Given exercise >>
Pick out the lines below with "React" and list them.

Data lines >>
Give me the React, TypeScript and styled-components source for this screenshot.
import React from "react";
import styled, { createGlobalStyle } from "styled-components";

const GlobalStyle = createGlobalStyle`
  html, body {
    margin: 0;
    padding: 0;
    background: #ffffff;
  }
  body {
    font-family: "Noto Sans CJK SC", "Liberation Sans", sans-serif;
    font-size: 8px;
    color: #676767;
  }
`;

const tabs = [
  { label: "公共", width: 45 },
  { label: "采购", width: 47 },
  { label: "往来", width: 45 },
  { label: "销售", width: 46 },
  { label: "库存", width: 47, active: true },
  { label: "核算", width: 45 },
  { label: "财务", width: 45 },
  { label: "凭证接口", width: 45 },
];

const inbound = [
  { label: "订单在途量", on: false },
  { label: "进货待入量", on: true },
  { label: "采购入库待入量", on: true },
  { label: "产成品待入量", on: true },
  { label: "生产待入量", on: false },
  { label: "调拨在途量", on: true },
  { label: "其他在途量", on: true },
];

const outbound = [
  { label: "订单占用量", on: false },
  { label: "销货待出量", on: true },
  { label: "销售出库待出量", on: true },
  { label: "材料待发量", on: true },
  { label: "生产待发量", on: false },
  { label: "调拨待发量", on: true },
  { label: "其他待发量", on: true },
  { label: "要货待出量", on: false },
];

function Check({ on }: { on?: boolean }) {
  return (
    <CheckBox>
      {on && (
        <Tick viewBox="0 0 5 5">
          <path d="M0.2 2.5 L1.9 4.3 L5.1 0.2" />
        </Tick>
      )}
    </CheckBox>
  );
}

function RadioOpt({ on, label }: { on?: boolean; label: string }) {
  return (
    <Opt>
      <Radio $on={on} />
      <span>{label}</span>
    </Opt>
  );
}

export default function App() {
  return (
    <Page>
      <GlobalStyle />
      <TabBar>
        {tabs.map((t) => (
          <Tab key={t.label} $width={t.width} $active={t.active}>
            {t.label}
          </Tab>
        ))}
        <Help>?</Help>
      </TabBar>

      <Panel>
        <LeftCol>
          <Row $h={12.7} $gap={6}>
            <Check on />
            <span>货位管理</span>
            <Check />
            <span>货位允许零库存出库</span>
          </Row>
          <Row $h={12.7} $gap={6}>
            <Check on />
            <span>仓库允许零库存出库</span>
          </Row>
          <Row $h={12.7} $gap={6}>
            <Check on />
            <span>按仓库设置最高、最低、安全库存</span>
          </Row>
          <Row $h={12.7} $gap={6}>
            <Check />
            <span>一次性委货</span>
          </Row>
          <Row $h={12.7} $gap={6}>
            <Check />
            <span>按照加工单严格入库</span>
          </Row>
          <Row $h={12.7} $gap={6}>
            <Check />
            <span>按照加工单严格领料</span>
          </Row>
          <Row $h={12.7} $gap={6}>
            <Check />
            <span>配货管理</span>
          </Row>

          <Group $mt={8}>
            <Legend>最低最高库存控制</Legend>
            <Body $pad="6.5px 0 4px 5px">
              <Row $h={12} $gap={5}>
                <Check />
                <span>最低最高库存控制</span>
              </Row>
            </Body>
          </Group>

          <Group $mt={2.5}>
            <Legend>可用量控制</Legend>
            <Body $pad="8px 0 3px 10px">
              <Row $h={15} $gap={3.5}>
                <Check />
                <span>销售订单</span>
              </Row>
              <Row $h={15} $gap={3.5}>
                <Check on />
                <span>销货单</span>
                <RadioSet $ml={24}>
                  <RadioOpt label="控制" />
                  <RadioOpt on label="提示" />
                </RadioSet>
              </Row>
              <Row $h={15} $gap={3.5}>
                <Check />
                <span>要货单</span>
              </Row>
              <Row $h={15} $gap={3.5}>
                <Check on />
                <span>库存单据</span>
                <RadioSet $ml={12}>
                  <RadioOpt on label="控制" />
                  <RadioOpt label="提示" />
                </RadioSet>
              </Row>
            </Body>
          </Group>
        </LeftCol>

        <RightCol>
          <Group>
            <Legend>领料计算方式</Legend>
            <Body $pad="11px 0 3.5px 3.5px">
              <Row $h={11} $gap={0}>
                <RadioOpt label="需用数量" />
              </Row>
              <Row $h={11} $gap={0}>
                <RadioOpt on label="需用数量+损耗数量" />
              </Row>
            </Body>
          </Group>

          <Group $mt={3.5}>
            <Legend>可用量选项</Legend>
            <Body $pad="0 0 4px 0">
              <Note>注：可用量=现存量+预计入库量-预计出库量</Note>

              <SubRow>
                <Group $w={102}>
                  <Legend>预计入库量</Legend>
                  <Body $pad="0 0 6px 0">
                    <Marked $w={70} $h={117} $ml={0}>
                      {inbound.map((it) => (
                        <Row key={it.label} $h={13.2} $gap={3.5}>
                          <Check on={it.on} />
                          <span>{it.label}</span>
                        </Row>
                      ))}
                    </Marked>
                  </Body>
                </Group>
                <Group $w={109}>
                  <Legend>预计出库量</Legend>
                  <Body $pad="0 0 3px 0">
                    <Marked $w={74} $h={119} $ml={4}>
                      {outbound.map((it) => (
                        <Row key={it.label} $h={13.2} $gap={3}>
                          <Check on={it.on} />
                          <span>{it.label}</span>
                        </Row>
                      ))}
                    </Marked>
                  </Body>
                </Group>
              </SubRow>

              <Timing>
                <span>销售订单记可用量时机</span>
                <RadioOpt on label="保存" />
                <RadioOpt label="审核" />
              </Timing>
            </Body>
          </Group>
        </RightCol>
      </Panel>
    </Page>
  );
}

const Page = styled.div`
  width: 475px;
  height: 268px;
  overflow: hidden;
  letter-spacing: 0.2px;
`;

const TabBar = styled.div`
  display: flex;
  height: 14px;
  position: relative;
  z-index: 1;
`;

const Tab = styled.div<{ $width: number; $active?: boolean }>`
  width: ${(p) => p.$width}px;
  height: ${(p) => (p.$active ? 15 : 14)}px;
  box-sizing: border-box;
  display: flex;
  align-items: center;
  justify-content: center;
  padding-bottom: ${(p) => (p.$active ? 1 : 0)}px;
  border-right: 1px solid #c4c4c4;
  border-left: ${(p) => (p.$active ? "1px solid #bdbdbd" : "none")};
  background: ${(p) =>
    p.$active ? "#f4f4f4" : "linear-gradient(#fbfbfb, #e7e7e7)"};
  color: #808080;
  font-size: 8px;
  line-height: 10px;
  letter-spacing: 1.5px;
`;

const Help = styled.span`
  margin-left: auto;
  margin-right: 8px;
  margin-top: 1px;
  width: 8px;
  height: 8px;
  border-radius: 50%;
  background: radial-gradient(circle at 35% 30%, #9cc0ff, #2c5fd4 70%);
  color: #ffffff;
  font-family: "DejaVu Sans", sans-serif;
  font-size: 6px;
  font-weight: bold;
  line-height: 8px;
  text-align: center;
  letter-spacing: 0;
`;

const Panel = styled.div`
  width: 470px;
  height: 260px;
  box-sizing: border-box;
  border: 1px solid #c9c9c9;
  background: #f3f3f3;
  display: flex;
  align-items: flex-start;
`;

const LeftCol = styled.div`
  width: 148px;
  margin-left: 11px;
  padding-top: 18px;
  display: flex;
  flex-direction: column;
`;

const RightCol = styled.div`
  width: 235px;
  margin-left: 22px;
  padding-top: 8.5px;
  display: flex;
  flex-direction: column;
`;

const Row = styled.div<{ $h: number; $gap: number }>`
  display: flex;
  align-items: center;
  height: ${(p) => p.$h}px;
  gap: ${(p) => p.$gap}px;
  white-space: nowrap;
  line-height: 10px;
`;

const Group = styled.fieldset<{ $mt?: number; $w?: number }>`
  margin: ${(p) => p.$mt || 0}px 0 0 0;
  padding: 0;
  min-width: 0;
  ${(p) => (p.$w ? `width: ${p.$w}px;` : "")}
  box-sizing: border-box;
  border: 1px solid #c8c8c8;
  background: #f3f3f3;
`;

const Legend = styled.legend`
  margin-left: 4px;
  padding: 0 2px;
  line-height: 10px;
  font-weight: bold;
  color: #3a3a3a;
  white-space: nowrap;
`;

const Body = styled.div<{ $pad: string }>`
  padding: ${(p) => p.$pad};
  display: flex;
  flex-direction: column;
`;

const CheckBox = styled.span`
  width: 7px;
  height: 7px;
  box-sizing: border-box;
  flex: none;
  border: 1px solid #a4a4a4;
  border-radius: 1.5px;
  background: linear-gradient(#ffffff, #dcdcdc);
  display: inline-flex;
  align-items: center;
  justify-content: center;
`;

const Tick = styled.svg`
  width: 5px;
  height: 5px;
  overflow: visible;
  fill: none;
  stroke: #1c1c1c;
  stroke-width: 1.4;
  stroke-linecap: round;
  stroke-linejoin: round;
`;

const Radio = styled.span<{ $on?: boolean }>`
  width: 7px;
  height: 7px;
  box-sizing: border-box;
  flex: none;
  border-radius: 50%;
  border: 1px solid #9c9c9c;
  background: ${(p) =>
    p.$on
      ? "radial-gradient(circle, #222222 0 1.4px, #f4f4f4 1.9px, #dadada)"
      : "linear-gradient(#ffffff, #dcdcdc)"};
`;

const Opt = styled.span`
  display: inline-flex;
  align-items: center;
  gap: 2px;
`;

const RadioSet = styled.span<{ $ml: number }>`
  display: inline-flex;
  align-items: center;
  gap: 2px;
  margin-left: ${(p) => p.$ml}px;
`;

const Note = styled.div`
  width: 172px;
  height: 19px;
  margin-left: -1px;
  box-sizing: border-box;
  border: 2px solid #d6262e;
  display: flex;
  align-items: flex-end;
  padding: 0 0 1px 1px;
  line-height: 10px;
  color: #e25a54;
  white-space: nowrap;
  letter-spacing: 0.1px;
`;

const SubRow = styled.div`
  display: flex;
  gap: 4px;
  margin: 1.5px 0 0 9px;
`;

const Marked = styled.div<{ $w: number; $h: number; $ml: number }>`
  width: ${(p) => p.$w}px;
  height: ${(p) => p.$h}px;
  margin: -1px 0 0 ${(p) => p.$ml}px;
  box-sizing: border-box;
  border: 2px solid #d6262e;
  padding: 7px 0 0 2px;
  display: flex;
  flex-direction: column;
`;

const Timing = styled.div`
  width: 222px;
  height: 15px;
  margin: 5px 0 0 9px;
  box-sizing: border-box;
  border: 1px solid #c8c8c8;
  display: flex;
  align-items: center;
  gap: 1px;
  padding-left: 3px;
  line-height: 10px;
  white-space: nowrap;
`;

Solution to the exercise >>
Give me the React, TypeScript and styled-components source for this screenshot.
import React from "react";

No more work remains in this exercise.